Last week, we wrote that the proposed 18% Goods and Service Tax (GST) on solar modules could cause major disruption in the industry and affect over 10 GW of projects. Following uproar in the industry, India’s revenue secretary, Hasmukh Adhia, has clarified that the rate of tax on solar modules should be 5% and not 18%. He said that an official clarification in this regard may be issued on June 3 when the GST council meets next. Earlier last week, secretary for Ministry of New and Renewable Energy (MNRE) had also issued a statement that the 18% rate on solar modules seems to be an anomaly and that it should be corrected.

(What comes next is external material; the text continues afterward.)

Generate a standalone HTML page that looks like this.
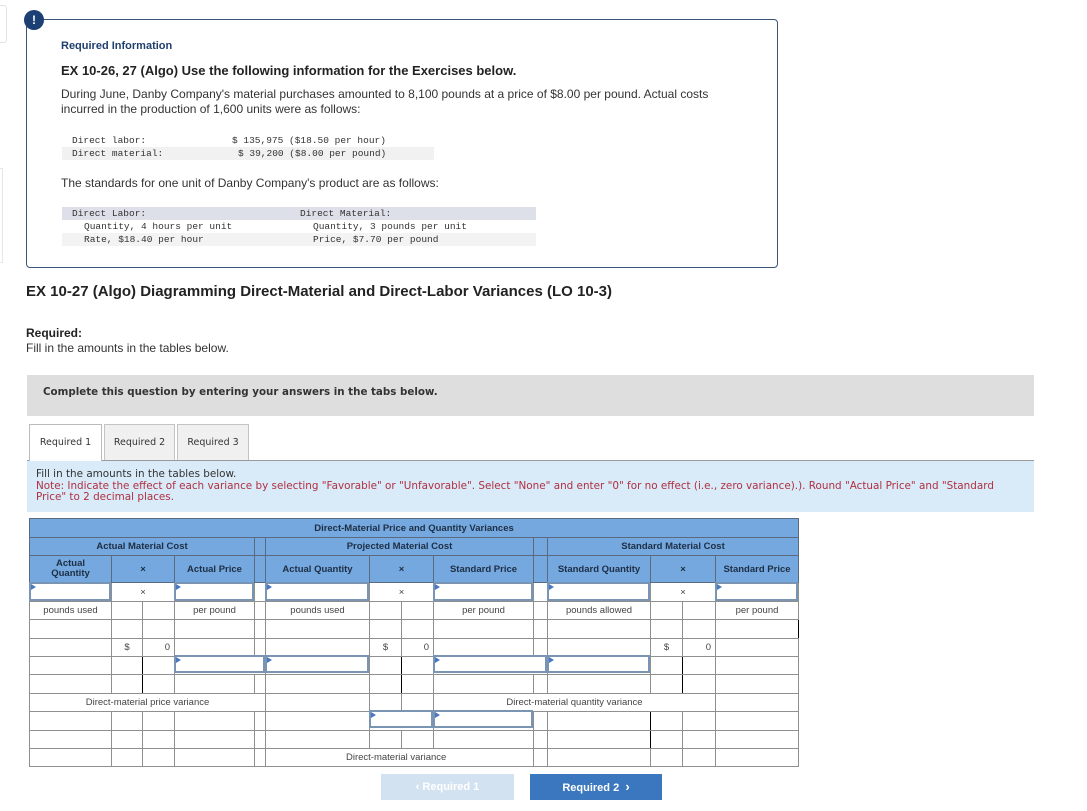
<!DOCTYPE html>
<html><head><meta charset="utf-8"><style>
*{margin:0;padding:0;box-sizing:border-box}
body{width:1087px;height:811px;background:#fff;position:relative;font-family:"Liberation Sans",Arial,sans-serif;color:#333;overflow:hidden}
.a{position:absolute;white-space:nowrap}
.mono{font-family:"Liberation Mono",monospace;font-size:9.5px;color:#333}
table{position:absolute;left:29px;top:518px;border-collapse:collapse;table-layout:fixed;font-family:"Liberation Sans",Arial,sans-serif;font-size:9.5px;color:#444}
td{border:1px solid #8f8f8f;text-align:center;height:18.4px;padding:0;overflow:hidden;white-space:nowrap}
tr.h td{background:#74a8df;font-weight:bold;color:#1e2e44;border-color:#5a6a80}
.inp{position:absolute;border:2px solid #7a94b4;background:#fff}
.inp:before{content:"";position:absolute;left:0;top:0;border-left:5px solid #4a78c0;border-top:3px solid transparent;border-bottom:3px solid transparent}
</style></head><body>
<div class="a" style="left:-5px;top:5px;width:12px;height:38px;border:1px solid #e2e2e2;border-radius:3px"></div>
<div class="a" style="left:-5px;top:168px;width:8px;height:95px;border:1px solid #e6e6e6"></div>
<div class="a" style="left:26px;top:19px;width:752px;height:249px;border:1px solid #3a5578;border-radius:4px"></div>
<div class="a" style="left:24px;top:10px;width:20px;height:20px;border-radius:50%;background:#1c3f74;color:#fff;font-weight:bold;font-size:12px;text-align:center;line-height:20px">!</div>
<div class="a" style="left:61px;top:40px;font-size:11px;font-weight:bold;color:#1f3f6e">Required Information</div>
<div class="a" style="left:61px;top:63px;font-size:13px;font-weight:bold;color:#222">EX 10-26, 27 (Algo) Use the following information for the Exercises below.</div>
<div class="a" style="left:61px;top:87px;font-size:12px;line-height:14.5px;color:#333">During June, Danby Company's material purchases amounted to 8,100 pounds at a price of $8.00 per pound. Actual costs<br>incurred in the production of 1,600 units were as follows:</div>
<div class="a" style="left:62px;top:147px;width:372px;height:13px;background:#f1f1f1"></div>
<div class="a mono" style="left:72px;top:135px">Direct labor:</div>
<div class="a mono" style="left:72px;top:148px">Direct material:</div>
<div class="a mono" style="left:232px;top:135px">$ 135,975 ($18.50 per hour)</div>
<div class="a mono" style="left:238px;top:148px">$ 39,200 ($8.00 per pound)</div>
<div class="a" style="left:61px;top:176px;font-size:12px;color:#333">The standards for one unit of Danby Company's product are as follows:</div>
<div class="a" style="left:62px;top:207px;width:474px;height:13px;background:#dde0e8"></div>
<div class="a" style="left:62px;top:233px;width:474px;height:13px;background:#f3f3f3"></div>
<div class="a mono" style="left:72px;top:208px">Direct Labor:</div>
<div class="a mono" style="left:84px;top:221px">Quantity, 4 hours per unit</div>
<div class="a mono" style="left:84px;top:234px">Rate, $18.40 per hour</div>
<div class="a mono" style="left:300px;top:208px">Direct Material:</div>
<div class="a mono" style="left:313px;top:221px">Quantity, 3 pounds per unit</div>
<div class="a mono" style="left:313px;top:234px">Price, $7.70 per pound</div>

<div class="a" style="left:26px;top:283px;font-size:15px;font-weight:bold;color:#222">EX 10-27 (Algo) Diagramming Direct-Material and Direct-Labor Variances (LO 10-3)</div>
<div class="a" style="left:26px;top:326px;font-size:12px;font-weight:bold;color:#222">Required:</div>
<div class="a" style="left:26px;top:341px;font-size:12px;color:#333">Fill in the amounts in the tables below.</div>

<div class="a" style="left:27px;top:375px;width:1007px;height:41px;background:#dedede"></div>
<div class="a" style="left:43px;top:386px;font-family:'DejaVu Sans',sans-serif;font-size:10.3px;font-weight:bold;color:#333">Complete this question by entering your answers in the tabs below.</div>

<div class="a" style="left:27px;top:460px;width:1007px;height:52px;background:#d9eaf8;border-top:1px solid #999"></div>
<div class="a" style="left:29px;top:424px;width:73px;height:37px;background:#fff;border:1px solid #bbb;border-bottom:none;font-family:'DejaVu Sans',sans-serif;font-size:9.5px;text-align:center;line-height:36px">Required 1</div>
<div class="a" style="left:104px;top:424px;width:71px;height:36px;background:#f0f0f0;border:1px solid #c4c4c4;border-bottom:none;font-family:'DejaVu Sans',sans-serif;font-size:9.5px;text-align:center;line-height:36px">Required 2</div>
<div class="a" style="left:177px;top:424px;width:72px;height:36px;background:#f0f0f0;border:1px solid #c4c4c4;border-bottom:none;font-family:'DejaVu Sans',sans-serif;font-size:9.5px;text-align:center;line-height:36px">Required 3</div>
<div class="a" style="left:36px;top:469px;font-family:'DejaVu Sans',sans-serif;font-size:10.4px;line-height:11.5px;color:#333">Fill in the amounts in the tables below.<br><span style="color:#b03040">Note: Indicate the effect of each variance by selecting "Favorable" or "Unfavorable". Select "None" and enter "0" for no effect (i.e., zero variance).). Round "Actual Price" and "Standard<br>Price" to 2 decimal places.</span></div>

<table>
<colgroup><col style="width:82px"><col style="width:31px"><col style="width:32px"><col style="width:80px"><col style="width:11px"><col style="width:104px"><col style="width:32px"><col style="width:32px"><col style="width:100px"><col style="width:14px"><col style="width:103px"><col style="width:32px"><col style="width:33px"><col style="width:83px"></colgroup>
<tr class="h"><td colspan="14" style="height:19px">Direct-Material Price and Quantity Variances</td></tr>
<tr class="h"><td colspan="4" style="height:18px">Actual Material Cost</td><td></td><td colspan="4">Projected Material Cost</td><td></td><td colspan="4">Standard Material Cost</td></tr>
<tr class="h"><td style="height:27px;line-height:10px">Actual<br>Quantity</td><td colspan="2">×</td><td>Actual Price</td><td></td><td>Actual Quantity</td><td colspan="2">×</td><td>Standard Price</td><td></td><td>Standard Quantity</td><td colspan="2">×</td><td>Standard Price</td></tr>
<tr><td></td><td colspan="2">×</td><td></td><td></td><td></td><td colspan="2">×</td><td></td><td></td><td></td><td colspan="2">×</td><td></td></tr>
<tr><td>pounds used</td><td></td><td></td><td>per pound</td><td></td><td>pounds used</td><td></td><td></td><td>per pound</td><td></td><td>pounds allowed</td><td></td><td></td><td>per pound</td></tr>
<tr><td></td><td></td><td></td><td></td><td style="border-left:1px solid #000"></td><td style="border-left:1px solid #000"></td><td></td><td></td><td></td><td style="border-left:1px solid #000"></td><td></td><td></td><td></td><td style="border-right:1px solid #000"></td></tr>
<tr><td style="border-top:1px solid #000"></td><td style="border-top:1px solid #000">$</td><td style="border-top:1px solid #000;text-align:right;padding-right:4px">0</td><td style="border-top:1px solid #000"></td><td style="border-top:1px solid #000"></td><td style="border-top:1px solid #000"></td><td style="border-top:1px solid #000">$</td><td style="border-top:1px solid #000;text-align:right;padding-right:4px">0</td><td style="border-top:1px solid #000"></td><td style="border-top:1px solid #000"></td><td style="border-top:1px solid #000"></td><td style="border-top:1px solid #000">$</td><td style="border-top:1px solid #000;text-align:right;padding-right:4px">0</td><td style="border-top:1px solid #000"></td></tr>
<tr><td></td><td style="border-right:1px solid #000"></td><td></td><td colspan="2"></td><td></td><td style="border-right:1px solid #000"></td><td></td><td colspan="2"></td><td></td><td style="border-right:1px solid #000"></td><td></td><td></td></tr>
<tr><td></td><td style="border-right:1px solid #000"></td><td></td><td></td><td></td><td></td><td style="border-right:1px solid #000"></td><td></td><td></td><td></td><td></td><td style="border-right:1px solid #000"></td><td></td><td></td></tr>
<tr><td colspan="5" style="border-top:1px solid #000">Direct-material price variance</td><td style="border-top:1px solid #000"></td><td></td><td></td><td colspan="5" style="border-top:1px solid #000">Direct-material quantity variance</td><td></td></tr>
<tr><td></td><td></td><td></td><td style="border-left:1px solid #000"></td><td></td><td></td><td colspan="2"></td><td></td><td></td><td style="border-right:1px solid #000"></td><td></td><td></td><td></td></tr>
<tr><td></td><td></td><td></td><td style="border-left:1px solid #000"></td><td></td><td></td><td></td><td></td><td></td><td></td><td style="border-right:1px solid #000"></td><td></td><td></td><td></td></tr>
<tr><td></td><td></td><td></td><td></td><td></td><td colspan="4" style="border-top:1px solid #000;text-align:left;padding-left:80px">Direct-material variance</td><td></td><td></td><td></td><td></td><td></td></tr>
</table>

<div class="inp" style="left:29px;top:582px;width:82px;height:19px"></div>
<div class="inp" style="left:174px;top:582px;width:80px;height:19px"></div>
<div class="inp" style="left:265px;top:582px;width:104px;height:19px"></div>
<div class="inp" style="left:433px;top:582px;width:100px;height:19px"></div>
<div class="inp" style="left:547px;top:582px;width:103px;height:19px"></div>
<div class="inp" style="left:715px;top:582px;width:83px;height:19px"></div>
<div class="inp" style="left:174px;top:655px;width:91px;height:18px"></div>
<div class="inp" style="left:265px;top:655px;width:104px;height:18px"></div>
<div class="inp" style="left:433px;top:655px;width:114px;height:18px"></div>
<div class="inp" style="left:547px;top:655px;width:103px;height:18px"></div>
<div class="inp" style="left:369px;top:710px;width:64px;height:18px"></div>
<div class="inp" style="left:433px;top:710px;width:100px;height:18px"></div>

<div class="a" style="left:381px;top:774px;width:133px;height:26px;background:#d3e2f1;color:#fff;font-size:11px;font-weight:bold;text-align:center;line-height:26px">&lsaquo; Required 1</div>
<div class="a" style="left:530px;top:774px;width:132px;height:26px;background:#3a77be;color:#fff;font-size:11px;font-weight:bold;text-align:center;line-height:26px">Required 2 &nbsp;<span style="font-size:13px">&rsaquo;</span></div>
</body></html>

- Total project capital cost is likely to rise by about 4% as against 10-12% envisaged earlier;
- Revised rate structure will not have any material negative impact on the industry and will allow project developers to proceed with construction;
- MNRE needs to still play a hands-on advisory role for all affected entities to ensure smooth transition for the industry;
5% GST rate for solar modules sounds reasonable and consistent with government guidance leading up to the rates announcement. The new tax regime will result in effective rate of indirect taxes to go up from zero to 5% on solar modules and around 3% on engineering and construction services. Impact on inverters is still not clear. Our current estimate is that the total project capital cost will rise by about 4%.

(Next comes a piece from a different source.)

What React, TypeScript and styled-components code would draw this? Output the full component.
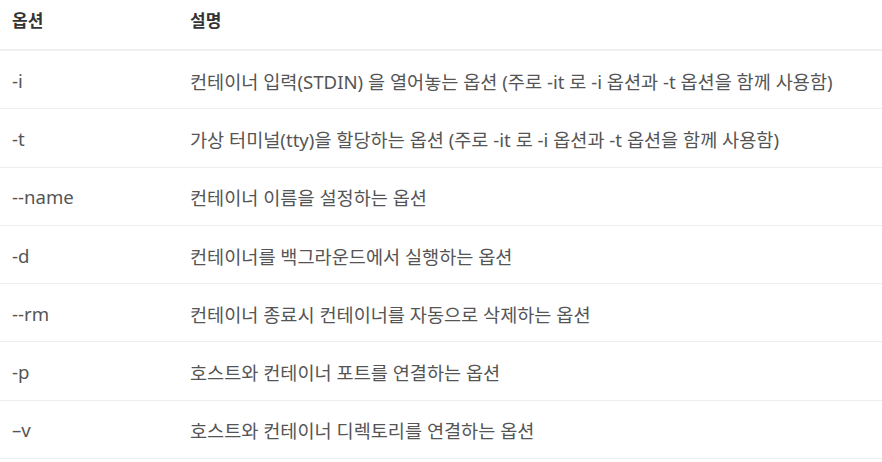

BRIDGE TO INDIA believes that the revised rate structure will not have any material negative impact on the industry because of the buffer afforded by sharp fall in equipment costs. It will allow project developers to proceed with construction. Some developers may still file compensation claims but many of them might simply absorb the additional burden to avoid scrutiny of sensitive commercial information.
As we stated last week, MNRE needs to play a hands-on role by advising all affected entities – project developers, DISCOMs, equipment manufacturers and EPC contractors – to ensure smooth transition for the solar industry.